# [Written instruction]
Return all of the data exactly as written, without the pictures.
━━━━━━━━
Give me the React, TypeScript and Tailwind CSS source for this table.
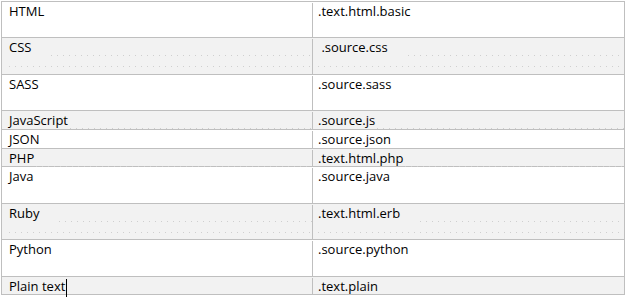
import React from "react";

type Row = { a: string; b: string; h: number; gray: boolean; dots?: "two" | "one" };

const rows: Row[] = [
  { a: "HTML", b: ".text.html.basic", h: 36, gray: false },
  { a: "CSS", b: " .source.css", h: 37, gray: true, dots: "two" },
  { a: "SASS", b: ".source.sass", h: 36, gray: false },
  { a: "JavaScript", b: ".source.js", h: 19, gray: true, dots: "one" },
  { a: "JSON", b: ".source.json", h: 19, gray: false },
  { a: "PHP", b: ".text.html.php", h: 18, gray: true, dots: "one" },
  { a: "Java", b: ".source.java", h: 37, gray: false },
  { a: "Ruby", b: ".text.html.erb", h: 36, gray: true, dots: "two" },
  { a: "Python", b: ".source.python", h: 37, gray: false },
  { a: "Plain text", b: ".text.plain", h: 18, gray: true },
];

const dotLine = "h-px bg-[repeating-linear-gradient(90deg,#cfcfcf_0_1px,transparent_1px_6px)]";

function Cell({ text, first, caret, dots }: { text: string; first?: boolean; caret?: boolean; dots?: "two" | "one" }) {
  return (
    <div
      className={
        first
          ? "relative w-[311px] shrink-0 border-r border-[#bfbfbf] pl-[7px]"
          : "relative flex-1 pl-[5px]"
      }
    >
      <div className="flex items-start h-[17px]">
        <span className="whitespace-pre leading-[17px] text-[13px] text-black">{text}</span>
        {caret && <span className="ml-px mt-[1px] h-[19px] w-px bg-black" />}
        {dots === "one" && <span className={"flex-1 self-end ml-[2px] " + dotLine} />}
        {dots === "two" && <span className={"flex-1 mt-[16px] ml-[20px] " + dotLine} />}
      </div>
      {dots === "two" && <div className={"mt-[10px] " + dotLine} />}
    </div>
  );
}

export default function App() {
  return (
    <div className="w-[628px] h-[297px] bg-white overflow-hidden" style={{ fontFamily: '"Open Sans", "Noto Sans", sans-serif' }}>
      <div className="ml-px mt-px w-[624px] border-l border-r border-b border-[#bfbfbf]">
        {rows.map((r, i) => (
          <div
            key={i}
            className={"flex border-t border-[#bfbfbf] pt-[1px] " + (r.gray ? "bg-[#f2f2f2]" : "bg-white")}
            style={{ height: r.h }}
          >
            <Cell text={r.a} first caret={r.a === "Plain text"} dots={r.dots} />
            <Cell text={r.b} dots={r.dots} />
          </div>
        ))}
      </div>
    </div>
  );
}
━━━━━━━━
# [Output of the task]
Give me the React, TypeScript and Tailwind CSS source for this table.
import React from "react";

type Row = { a: string; b: string; h: number; gray: boolean; dots?: "two" | "one" };

const rows: Row[] = [
  { a: "HTML", b: ".text.html.basic", h: 36, gray: false },
  { a: "CSS", b: " .source.css", h: 37, gray: true, dots: "two" },
  { a: "SASS", b: ".source.sass", h: 36, gray: false },
  { a: "JavaScript", b: ".source.js", h: 19, gray: true, dots: "one" },
  { a: "JSON", b: ".source.json", h: 19, gray: false },
  { a: "PHP", b: ".text.html.php", h: 18, gray: true, dots: "one" },
  { a: "Java", b: ".source.java", h: 37, gray: false },
  { a: "Ruby", b: ".text.html.erb", h: 36, gray: true, dots: "two" },
  { a: "Python", b: ".source.python", h: 37, gray: false },
  { a: "Plain text", b: ".text.plain", h: 18, gray: true },
];

const dotLine = "h-px bg-[repeating-linear-gradient(90deg,#cfcfcf_0_1px,transparent_1px_6px)]";

function Cell({ text, first, caret, dots }: { text: string; first?: boolean; caret?: boolean; dots?: "two" | "one" }) {
  return (
    <div
      className={
        first
          ? "relative w-[311px] shrink-0 border-r border-[#bfbfbf] pl-[7px]"
          : "relative flex-1 pl-[5px]"
      }
    >
      <div className="flex items-start h-[17px]">
        <span className="whitespace-pre leading-[17px] text-[13px] text-black">{text}</span>
        {caret && <span className="ml-px mt-[1px] h-[19px] w-px bg-black" />}
        {dots === "one" && <span className={"flex-1 self-end ml-[2px] " + dotLine} />}
        {dots === "two" && <span className={"flex-1 mt-[16px] ml-[20px] " + dotLine} />}
      </div>
      {dots === "two" && <div className={"mt-[10px] " + dotLine} />}
    </div>
  );
}

export default function App() {
  return (
    <div className="w-[628px] h-[297px] bg-white overflow-hidden" style={{ fontFamily: '"Open Sans", "Noto Sans", sans-serif' }}>
      <div className="ml-px mt-px w-[624px] border-l border-r border-b border-[#bfbfbf]">
        {rows.map((r, i) => (
          <div
            key={i}
            className={"flex border-t border-[#bfbfbf] pt-[1px] " + (r.gray ? "bg-[#f2f2f2]" : "bg-white")}
            style={{ height: r.h }}
          >
            <Cell text={r.a} first caret={r.a === "Plain text"} dots={r.dots} />
            <Cell text={r.b} dots={r.dots} />
          </div>
        ))}
      </div>
    </div>
  );
}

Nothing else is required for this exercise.